The algorithm to be applied is likely, but not necessarily a sklearn.decomposition algorithm.

transform(M, **kwargs)[source]¶: Takes a numpy ndarray-like object and applies a SkLearn algorithm to it.

class hidi.matrix.SVDTransform(**svd_kwargs)[source]¶

Bases: hidi.matrix.SkLearnTransform

Perform Truncated SVD on the matrix.

This uses SciKit Learn’s Tuncated SVD implementation, which is documented here: http://scikit-learn.org/stable/modules/generated/sklearn.decomposition.TruncatedSVD.html

All kwargs given to SVDTransform‘s initialization function will be given to sklearn.decomposition.TruncatedSVD.

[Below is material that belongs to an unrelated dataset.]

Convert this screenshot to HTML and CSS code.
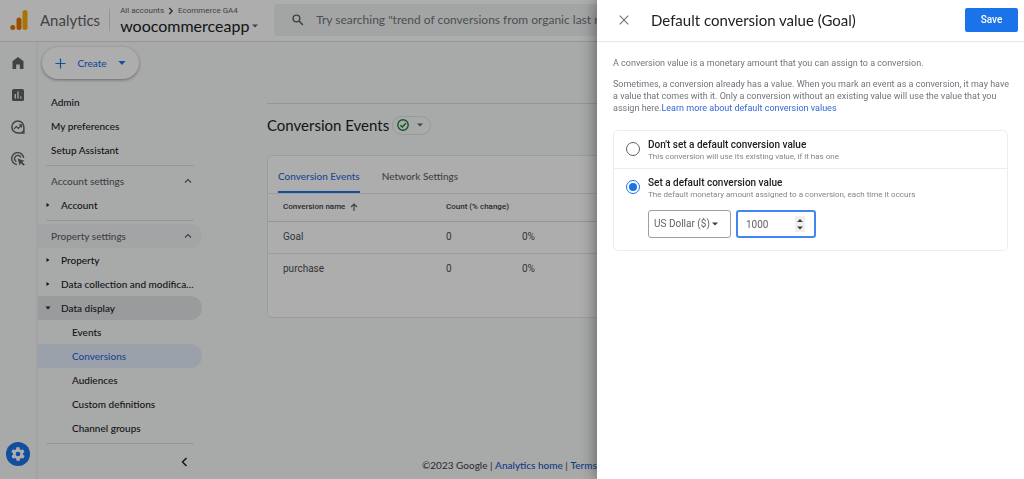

Please reference the sklearn docs when using this transform.

class hidi.matrix.NimfaTransform(NimfaAlg, **nimfa_kwargs)[source]¶

Bases: hidi.transform.Transform

Generalized Nimfa transform.

This transform takes a nimfa algorithm, and its keyword arguments upon initialization. It applies the algorithm to the input when transform is called.

class hidi.matrix.SNMFTransform(**snmf_kwargs)[source]¶

Bases: hidi.matrix.NimfaTransform

Perform Sparse Nonnegative Matrix Factorization.

This wraps nimfa’s snmf function, which is documented here: http://nimfa.biolab.si/nimfa.methods.factorization.snmf.html

All kwargs given to SNFMTransform‘s initialization function will be given to nimfa.Snmf.

Please reference the nimfa docs when using this transform.